The CIA death squads and kindred units
from the military killed and tortured to death many, many people and most
certainly there was extensive “collateral damage” – meaning innocent people
being murdered. As regards numbers, we have this public boast in 2003 by
president George Bush: “All told, more than 3,000 suspected terrorists have
been arrested in many countries. And many others have met a different fate.

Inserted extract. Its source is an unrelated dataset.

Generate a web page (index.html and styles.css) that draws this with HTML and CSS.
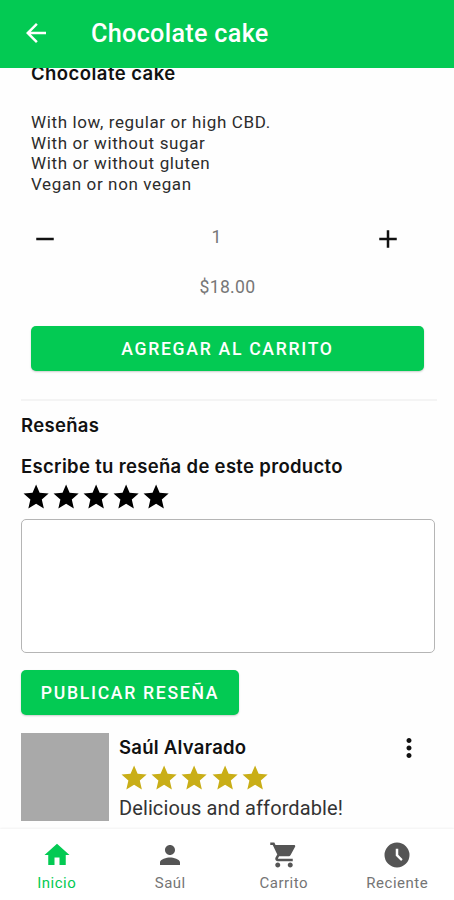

Let’s put it this way: They are no longer a problem to the United States and
our friends and allies.”
The CIA’s former counter-terrorism chief
of operations, Vincent Cannistraro, recently remarked that “There were
things the agency was involved with after 9/11 which were basically over the
edge because of 9/11. There were some very unsavory things going on. Now they
are a problem for the CIA,” he said. “There is a lot of pressure on the CIA now
and it’s going to handicap future activities.” Just because vice president Dick
Cheney may have been supervising Murder Inc it doesn’t mean that CIA officers
who became his operational accomplices shouldn’t be legally vulnerable.
President Obama continues to keep the lid on still secret crimes committed
by US government agencies in the Global War on Terror in the Bush years. The
CIA is clearly positioning itself for further disclosures. So is Dick Cheney.